Luke's story is, in my understanding, a powerful story about grace and salvation, forgiveness and redemption.  We want things to be earned, especially something as important as grace and acceptance (acceptance often includes some manner of forgiveness), but we want these blessings purchased with some coin.  For me that coin should be as small as possible, a mere mite, because surely I am deserving of forgiveness and grace, especially if I can't possibly pay for it.  For you, however?  Well, I'm not sure I want you getting something for nothing.  That seems unfair.  Maybe if you were to show a little love, you'd be deserving.  But to be deserving and to show some love, surely you have to have some prompting to respond to.  So would it work like this?

"I walked into your house and you didn't offer me water for my feet; yet she has washed my feet with her tears and dried them with her hair. You didn't offer me a kiss, but she hasn't stopped kissing my feet since I arrived. You didn't anoint my head with oil, but she has anointed my feet with myrrh. For this reason, I tell you, her sins, many as they are, have been forgiven, as this outpouring of her love shows. But the one who is forgiven little shows little love."

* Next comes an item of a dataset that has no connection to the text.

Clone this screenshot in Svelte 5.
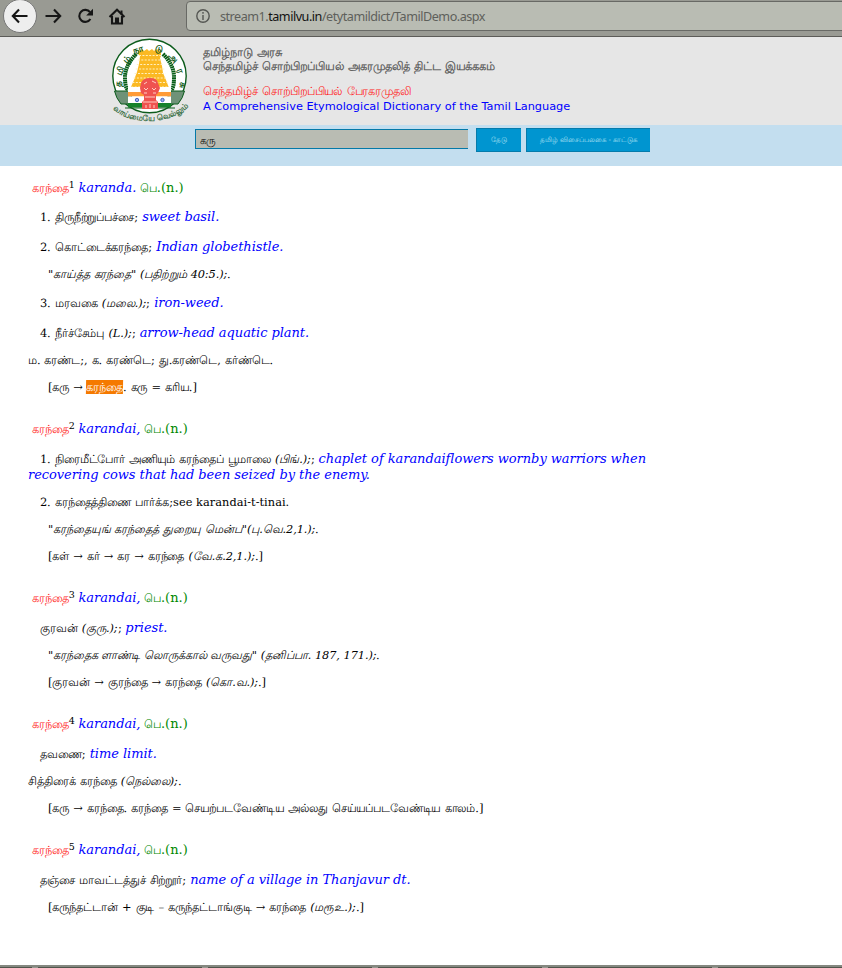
<script>
  const B = (t) => ({ k: 'en', t });
  const T = (t) => ({ k: 'ta', t });
  const I = (t) => ({ k: 'it', t });
  const H = (t) => ({ k: 'hit', t });
  const entries = [
    { n: 1, en: 'karanda.', lines: [
      { c: 'sense big tight', s: [T('1. திருநீற்றுப்பச்சை; '), B('sweet basil.')] },
      { c: 'sense big', s: [T('2. கொட்டைக்கரந்தை; '), B('Indian globethistle.')] },
      { c: 'quote', s: [I('"காய்த்த கரந்தை" (பதிற்றும் 40:5.);'), T('.')] },
      { c: 'sense big tight', s: [T('3. மரவகை '), I('(மலை.);'), T('; '), B('iron-weed.')] },
      { c: 'sense big', s: [T('4. நீர்ச்சேம்பு '), I('(L.);'), T('; '), B('arrow-head aquatic plant.')] },
      { c: 'plain', s: [T('ம. கரண்ட;, க. கரண்டெ; து.கரண்டெ, கர்ண்டெ.')] },
      { c: 'quote', s: [T('[கரு → '), H('கரந்தை'), T('. கரு = கரிய.]')] }
    ] },
    { n: 2, en: 'karandai,', lines: [
      { c: 'sense big', s: [T('1. நிரைமீட்போர் அணியும் கரந்தைப் பூமாலை '), I('(பிங்.);'), T('; '), B('chaplet of karandaiflowers wornby warriors when')] , cont: 'recovering cows that had been seized by the enemy.' },
      { c: 'sense', s: [T('2. கரந்தைத்திணை பார்க்க;'), { k: 'see', t: 'see karandai-t-tinai.' }] },
      { c: 'quote', s: [I('"கரந்தையுங் கரந்தைத் துறையு மென்ப"(பு.வெ.2,1.);'), T('.')] },
      { c: 'quote', s: [T('[கள் → கர் → கர → கரந்தை '), I('(வே.க.2,1.);'), T('.]')] }
    ] },
    { n: 3, en: 'karandai,', lines: [
      { c: 'sense big', s: [T('குரவன் '), I('(குரு.);'), T('; '), B('priest.')] },
      { c: 'quote', s: [I('"கரந்தைக ளாண்டி லொருக்கால் வருவது" (தனிப்பா. 187, 171.);'), T('.')] },
      { c: 'quote', s: [T('[குரவன் → குரந்தை → கரந்தை '), I('(கொ.வ.);'), T('.]')] }
    ] },
    { n: 4, en: 'karandai,', lines: [
      { c: 'sense big', s: [T('தவணை; '), B('time limit.')] },
      { c: 'plain', s: [T('சித்திரைக் கரந்தை '), I('(நெல்லை);'), T('.')] },
      { c: 'quote', s: [T('[கரு → கரந்தை. கரந்தை = செயற்படவேண்டிய அல்லது செய்யப்படவேண்டிய காலம்.]')] }
    ] },
    { n: 5, en: 'karandai,', lines: [
      { c: 'sense big', s: [T('தஞ்சை மாவட்டத்துச் சிற்றூர்; '), B('name of a village in Thanjavur dt.')] },
      { c: 'quote', s: [T('[கருந்தட்டான் + குடி – கருந்தட்டாங்குடி → கரந்தை '), I('(மரூஉ.);'), T('.]')] }
    ] }
  ];
  // glyph, x, y and rotation around the rim of the seal
  const ring = [['த', 16, 47, -88], ['மி', 18, 35, -68], ['ழ்', 24, 24.5, -46], ['நா', 34, 15.5, -18], ['டு', 53.5, 14.5, 14], ['அ', 66, 23, 44], ['ர', 72.5, 35, 68], ['சு', 75, 48, 92]];
  const tiers = [0, 1, 2, 3, 4, 5, 6, 7];
</script>

<div class="page">
  <header class="chrome">
    <div class="back">
      <svg width="18" height="16" viewBox="0 0 18 16"><path d="M8 1.5 1.8 8 8 14.5M2 8h14.5" /></svg>
    </div>
    <svg class="fwd" width="18" height="16" viewBox="0 0 18 16"><path d="M10 1.5 16.2 8 10 14.5M16 8H1.5" /></svg>
    <svg class="reload" width="17" height="16" viewBox="0 0 17 16"><path d="M13 4.2A6 6 0 1 0 13.4 11" /><path class="solid" d="M16 .8v6.8H9.2z" /></svg>
    <svg class="home" width="18" height="17" viewBox="0 0 18 17"><path d="M1.500 9 9 1.800 16.500 9M4 8v7.500h10V8" /><path class="solid" d="M7 9.500h4V15H7zM12.500 2.500h2v4h-2z" /></svg>
    <div class="url">
      <svg width="14" height="14" viewBox="0 0 14 14"><circle cx="7" cy="7" r="6.2" /><path d="M7 6v5M7 3v1.7" /></svg>
      <span class="addr">stream1.<b>tamilvu.in</b>/etytamildict/TamilDemo.aspx</span>
    </div>
  </header>

  <div class="banner">
    <svg class="seal" width="90" height="88" viewBox="0 0 90 88">
      <circle cx="44.5" cy="39" r="36.7" fill="#fff" stroke="#0c5c1c" stroke-width="1.4" />
      <path d="M9.500 54h17v13H16q-5-6-6.500-13zM79.500 54H63v13h10q5-6 6.500-13z" fill="#6f9278" stroke="#0c5c1c" />
      <path d="M31 17Q20 29 20 40t3 13M58 17q11 11 11 23t-3 13" fill="none" stroke="#075d17" stroke-width="4" stroke-dasharray="1.700 .5" />
      <path d="M33 13l2 1 2-2 2 2 3-2 2 2 3-2 2 2 3-2 2 2 2-1v6l-1 2 2 8 1 7 3 7 3 8 2 4H23l3-5 3-7 3-8 2-8 1-8-2-2z" fill="#fbb923" />
      {#each tiers as t}
        <path d="M{34 - t * 1.1} {18.5 + t * 4.5}h{22 + t * 2.2}" stroke="#fff0c0" stroke-width="1" stroke-dasharray="2 1.4" />
      {/each}
      <path d="M23 50h43v5H23z" fill="#fff" />
      <path d="M23 55h43v4.500H23z" fill="#ff9b37" />
      <path d="M23 59.500h43V66H23z" fill="#fff" />
      <path d="M23 66h43v4.500H23z" fill="#16822b" />
      <path d="M20 71h50" stroke="#0c5c1c" />
      <circle cx="32" cy="63" r="1.700" fill="#9db0e4" stroke="#4565c0" /><circle cx="57.500" cy="63" r="1.700" fill="#9db0e4" stroke="#4565c0" />
      <path d="M36 46q2-5 9-5t8 5l2 5-2 5-2 2v5l2 2v7H37v-7l2-2v-5l-3-2-1-5z" fill="#ef5350" />
      <path d="M39 47l3-2M47 44l4 2M39 51l2 2 2-2M47 51l2 2 2-2M39 56h3M48 56h3M40 60h10M38 65h14M41 68v3M45 67v4M49 68v3" stroke="#ffd0c4" stroke-width="1" fill="none" />
      {#each ring as r}
        <text x="0" y="0" transform="translate({r[1]} {r[2]}) rotate({r[3]})" class="ringtext">{r[0]}</text>
      {/each}
      <path id="motto" d="M8 72C24 88 64 88 82 71" fill="none" />
      <text class="motto"><textPath href="#motto" startOffset="0" textLength="82" lengthAdjust="spacingAndGlyphs">வாய்மையே வெல்லும்</textPath></text>
    </svg>
    <div class="titles">
      <div class="g">தமிழ்நாடு அரசு</div>
      <div class="g">செந்தமிழ்ச் சொற்பிறப்பியல் அகரமுதலித் திட்ட இயக்ககம்</div>
      <div class="r">செந்தமிழ்ச் சொற்பிறப்பியல் பேரகரமுதலி</div>
      <div class="b">A Comprehensive Etymological Dictionary of the Tamil Language</div>
    </div>
  </div>

  <div class="search">
    <div class="field"><span>கரு</span></div>
    <div class="btn find"><span>தேடு</span></div>
    <div class="btn keys"><span>தமிழ் விசைப்பலகை - காட்டுக</span></div>
  </div>

  <main>
    {#each entries as e}
      <section>
        <div class="line big head"><span class="word">கரந்தை</span><span class="num">{e.n}</span> <span class="en">{e.en}</span> <span class="pos"><span class="pe">பெ</span>.(n.)</span></div>
        {#each e.lines as l}
          <div class="line {l.c}">{#each l.s as s}<span class={s.k}>{s.t}</span>{/each}</div>
          {#if l.cont}<div class="line big cont"><span class="en">{l.cont}</span></div>{/if}
        {/each}
      </section>
    {/each}
  </main>
  <footer><i></i><i></i><i></i><i></i><i></i></footer>
</div>

<style>
  :global(body) { margin: 0; background: #fff; }
  .page { width: 842px; height: 968px; display: flex; flex-direction: column; overflow: hidden; background: #fff; }
  .chrome { box-sizing: border-box; height: 37px; flex: none; display: flex; align-items: flex-start; background: #999a93; border-bottom: 1px solid #5c5b58; }
  .chrome svg { fill: none; stroke: #161616; stroke-width: 2.1; flex: none; }
  .chrome .solid { fill: #161616; stroke: none; }
  .back { box-sizing: border-box; width: 34px; height: 34px; margin: -1px 0 0 3px; border: 1px solid #777; border-radius: 50%; background: #eee; display: flex; align-items: center; justify-content: center; }
  .fwd { margin: 8px 0 0 7px; }
  .reload { margin: 8px 0 0 15px; }
  .home { margin: 8px 0 0 14px; }
  .url { box-sizing: border-box; height: 30px; margin: 1px -6px 0 60px; flex: 1; border: 1px solid #686965; border-radius: 4px; background: #b9bcb3; display: flex; align-items: center; padding-left: 9px; gap: 10px; }
  .chrome .url svg { stroke: #555753; stroke-width: 1.4; }
  .addr { font: 12.6px "Noto Sans", "Open Sans", sans-serif; letter-spacing: -.48px; color: #5e605b; white-space: nowrap; }
  .addr b { font-weight: 400; color: #111; }
  .banner { height: 88px; flex: none; display: flex; background: #e6e6e6; }
  .seal { margin-left: 105px; flex: none; }
  .ringtext { font: 700 9px "Lohit Tamil", "DejaVu Sans", sans-serif; fill: #125c20; text-anchor: middle; }
  .motto { font: 700 8px "Lohit Tamil", "DejaVu Sans", sans-serif; fill: #3c7148; }
  .titles { margin: 8px 0 0 8px; font-family: "DejaVu Sans", sans-serif; white-space: nowrap; line-height: 14px; font-size: 11.33px; }
  .g, .r, .field span, .btn span, .ta, .word, .hit, .pe { transform: skewX(-1deg); }
  .g, .r { width: max-content; }
  .g { color: #555; -webkit-text-stroke: .25px #555; letter-spacing: .05px; word-spacing: .3px; }
  .r { color: #f22; margin-top: 11px; letter-spacing: -.05px; word-spacing: .6px; }
  .b { color: #00f; line-height: 16px; }
  .search { height: 41px; flex: none; background: #c3deef; display: flex; align-items: flex-start; font-family: "DejaVu Sans", sans-serif; }
  .field span, .btn span { display: inline-block; }
  .field { box-sizing: border-box; width: 273px; height: 20px; margin: 4px 0 0 195px; border: 1px solid #0479a8; border-right: 0; background: #b9bcb3; color: #111; font-size: 10.4px; line-height: 20px; padding-left: 4px; }
  .btn { box-sizing: border-box; height: 24px; margin-top: 3px; border: 1px solid #057bab; border-right: 0; background: #0095d0; color: #b4e2f5; font-size: 7px; line-height: 23px; text-align: center; white-space: nowrap; }
  .find { width: 45px; margin-left: 8px; }
  .keys { width: 124px; margin-left: 5px; }
  main { flex: 1; padding: 14px 0 0 28px; font-family: "DejaVu Serif", serif; font-size: 11.33px; color: #000; min-height: 0; }
  section { margin-bottom: 26px; }
  .line { height: 13px; line-height: 11px; margin-bottom: 14px; white-space: pre; }
  .big { height: 16px; line-height: 16px; }
  .head { padding-left: 4px; }
  .sense { padding-left: 12px; }
  .quote { padding-left: 20px; }
  .tight { margin-top: -15px; padding-top: 14px; }
  .cont { margin-top: -14px; }
  .en { color: #00f; font-style: italic; font-size: 13px; letter-spacing: -.05px; }
  .ta, .word, .hit, .pe { display: inline-block; }
  .ta { letter-spacing: -.05px; word-spacing: .5px; }
  .it { font-style: italic; letter-spacing: -.1px; word-spacing: .3px; }
  .see { letter-spacing: .05px; }
  .word { color: #f22; letter-spacing: -.05px; }
  .num { font-size: 9.5px; position: relative; top: -4px; }
  .pos { color: #080; font-size: 13px; }
  .pe { font-size: 11.33px; }
  .hit { background: #f57900; color: #fff; line-height: 14px; margin: -2px 0 -1px -1px; }
  footer { height: 3px; flex: none; box-sizing: border-box; border-top: 2px solid #858880; background: #50554b; display: flex; gap: 164px; padding-left: 32px; }
  footer i { width: 6px; height: 1px; background: #999a93; }
</style>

But that's an ouroboros, a Moebius strip; it doesn't seem to have a beginning or an end, and if you walk along it, it has only one surface.  There's no way in, no point at which you can begin your payment for that grace.  How do you earn it, then?

Precisely.  Begin there.

On what condition does goodness exist beyond all calculation? On the condition that goodness forget itself, that the movement be a movement of the gift that renounces itself, hence a movement of infinite love. Only infinite love can renounce itself and, in order to become finite, become incarnated in order to love the other, to love the other as a finite other. This gift of infinite love comes from someone and is addressed to someone; responsibility demands irreplaceable singularity.

Jacques Derrida, The Gift of Death, tr. David Wills (Chicago: University of Chicago Press, 1995), pp. 50-51.

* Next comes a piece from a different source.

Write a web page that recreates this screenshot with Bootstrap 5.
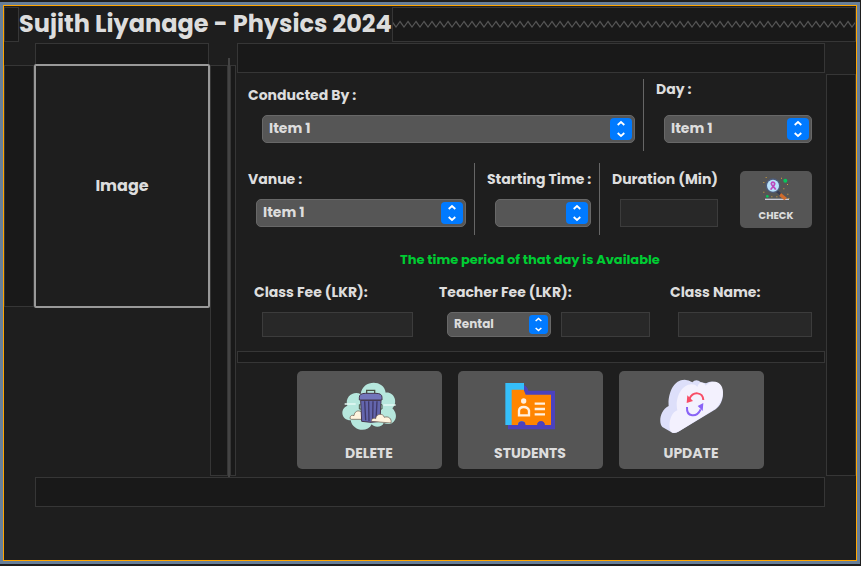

These conflicts and disputes among you, where do they come from? Do they not come from your own cravings that are at war within you? You want something and do not have it, so you commit murder. And you covet something and cannot obtain it; so you engage in disputes and conflicts. You do not have because you do not ask. You ask and do not receive, because you ask wrongly, in order to spend what you get on your pleasures. Adulterers! Do you now know that friendship with the world is enmity with God? Therefore whoever wishes to be a friend of the world becomes an enemy of God. Or do you suppose that it is for nothing that the scripture says, "God yearns jealously for the spirit that he has made to dwell in us"? But he gives all the more grace; therefore it says, "God opposes the proud, but gives grace to the humble."

James 4:1-6

I am reading (Simone Weil's) essays as a part of my Lenten reading...She says that we "...must experience every day, both in the spirit and the flesh, the pains and humiliations of poverty...and further we must do something which is harder than enduring in poverty, we must renounce all compensations: in our contacts with the people around us we must sincerely practice the humility of a naturalized citizen in the country which has received us."

I keep reminding the young people who come to work with us that they are not naturalized citizens...They are not really poor. We are always foreigners to the poor. So we have to make up for it by "renouncing all compensations..."

Dorothy Day, from The Dorothy Day Book, p. 11.